Ventiquattro ore e un solo strumento per misurarle, L’orologio.
E se vi dicessero che questo strumento ha una storia che va oltre le lancette e l’estetica?
Giovanni Sutti, dirigente della nota casa di orologeria Wintex, mi ha aperto le porte della storia più recente dell’orologio svelandone anche i lati più bui e i segreti.
Il primo aggettivo che si associa ad uno strumento che misura il tempo è la precisione, ma concretamente quanto ci serve la precisione?

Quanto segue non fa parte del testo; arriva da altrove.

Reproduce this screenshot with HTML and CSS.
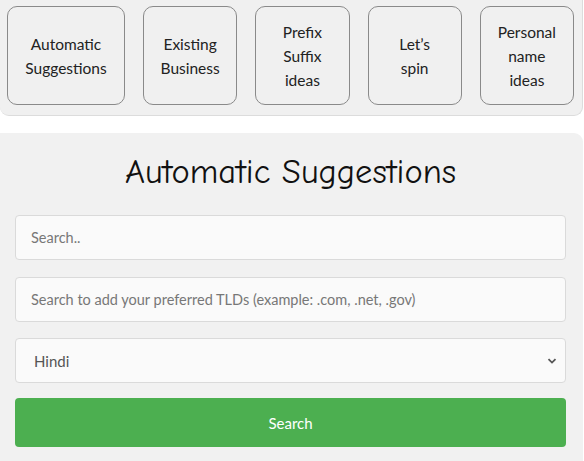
FILE: index.html
```html
<!DOCTYPE html>
<html lang="en">
<head>
    <meta charset="UTF-8">
    <meta name="viewport" content="width=device-width, initial-scale=1.0">
    <title>Domain Name Ideas</title>
    <link rel="stylesheet" href="styles.css">
</head>
<body>
    <!-- Onglets -->
    <nav class="tabs">
        <button class="tab tab-wide">Automatic<br>Suggestions</button>
        <button class="tab">Existing<br>Business</button>
        <button class="tab">Prefix<br>Suffix<br>ideas</button>
        <button class="tab">Let’s<br>spin</button>
        <button class="tab">Personal<br>name<br>ideas</button>
    </nav>

    <!-- Formulaire -->
    <div class="panel">
        <h1>Automatic Suggestions</h1>
        <form class="search-form">
            <input type="text" class="field" placeholder="Search..">
            <input type="text" class="field" placeholder="Search to add your preferred TLDs (example: .com, .net, .gov)">
            <div class="select-wrap">
                <select class="field">
                    <option>Hindi</option>
                    <option>English</option>
                </select>
                <svg class="chevron" width="10" height="6" viewBox="0 0 10 6">
                    <path d="M1.5 1.2 L5 4.6 L8.5 1.2" fill="none" stroke="#555" stroke-width="1.8"/>
                </svg>
            </div>
            <button type="button" class="search-btn">Search</button>
        </form>
    </div>
</body>
</html>
```

FILE: styles.css
```css
/* CSS */
body {
    font-family: Lato, "Open Sans", sans-serif;
    background-color: #ffffff;
    margin: 0;
    padding: 0;
}

.tabs {
    display: flex;
    gap: 18px;
    padding: 6px 8px 10px 7px;
    width: 583px;
    box-sizing: border-box;
    background-color: #f0f0f0;
    border: 1px solid #dcdcdc;
    border-top: none;
    border-left: none;
    border-radius: 0 0 9px 9px;
}

.tab {
    flex: 1 1 0;
    height: 99px;
    padding: 0 4px;
    background-color: #f0f0f0;
    border: 1px solid #8a8a8a;
    border-radius: 10px;
    font-family: inherit;
    font-size: 15.5px;
    line-height: 24px;
    color: #222;
    cursor: pointer;
}

.tab-wide {
    flex: 0 0 118px;
}

.panel {
    margin-top: 17px;
    width: 583px;
    min-height: 330px;
    box-sizing: border-box;
    padding: 14px 17px 14px 15px;
    background-color: #f1f1f1;
    border-radius: 0 9px 0 0;
}

.panel h1 {
    margin: 0 0 18px;
    text-align: center;
    font-family: "Comic Sans MS", "Comic Neue", "DejaVu Sans", sans-serif;
    font-weight: normal;
    font-size: 34.5px;
    line-height: 50px;
    color: #111;
}

.search-form {
    display: flex;
    flex-direction: column;
    gap: 17px;
}

.field {
    width: 100%;
    height: 45px;
    box-sizing: border-box;
    padding: 0 15px;
    background-color: #fafafa;
    border: 1px solid #dadada;
    border-radius: 4px;
    font-family: inherit;
    font-size: 14.5px;
    color: #444;
    outline: none;
}

.field::placeholder {
    color: #777;
}

.select-wrap {
    position: relative;
    margin-top: -1px;
}

.select-wrap select {
    appearance: none;
    -webkit-appearance: none;
    color: #555;
    padding-left: 18px;
    font-size: 15px;
}

.chevron {
    position: absolute;
    right: 9px;
    top: 20px;
    pointer-events: none;
}

.search-btn {
    height: 49px;
    margin-top: -2px;
    background-color: #4caf50;
    color: white;
    border: none;
    border-radius: 4px;
    font-family: inherit;
    font-size: 15px;
    cursor: pointer;
}

.search-btn:hover {
    background-color: #45a049;
}
```
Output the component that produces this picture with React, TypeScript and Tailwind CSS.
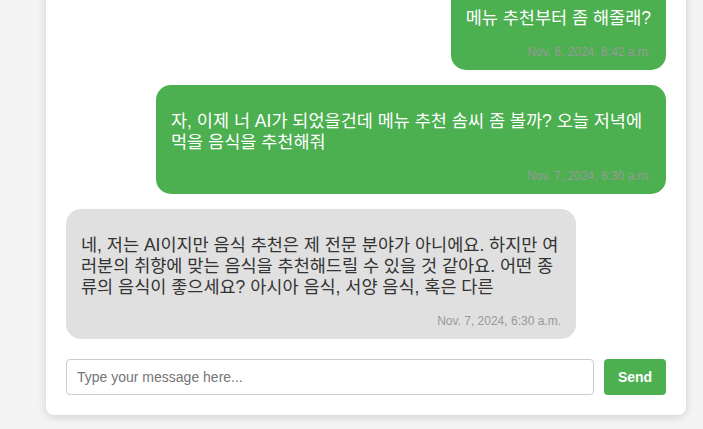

Nel secondo dopoguerra, nello spasmodico tentativo di garantire la precisione costante agli orologi meccanici, è stato creato il movimento al quarzo, che garantisce precisione ed affidabilità costante; questo ha provocato gravi disagi psicologici ai maestri orologiai, che da numerose generazioni avevano ciecamente creduto nel movimento meccanico come unico strumento per misurare il tempo e per il quale si erano prodigati incessantemente per raggiungere una precisione sempre maggiore.
Raggiunta la precisione, questa diviene scontata e qui comincia la corsa alla difesa in proprio; in risposta alla giapponese Seiko, che aveva prodotto i primi orologi al quarzo a led rossi, la Girard Perregaux creò il proprio movimento al quarzo andando contro la tradizione svizzera radicata sull’idea dell’orologio meccanico, introducendo il motore passo a passo nel quartz per rimanere un degno concorrente della casa nipponica.
Il passaggio da maestro orologiaio meccanico a ingegnere elettronico per il quarzo ha segnato il superamento di quella che era la caratteristica principale che doveva soddisfare l’orologio meccanico.
Cosicché, la creatività della forma, la ricerca di nuovi materiali, i colori sono così divenuti più importanti della precisione e affidabilità, dettando nuovi canoni estetici, trasformando il ruolo primitivo dell’orologio a monile e accessorio dalle sembianze puramente estetiche.
Su questa geniale intuizione si basa il successo della Wintex, che fa quindici anni produce vere e proprie creazioni artistiche nelle quali viene sapientemente incastonato anche l’orologio.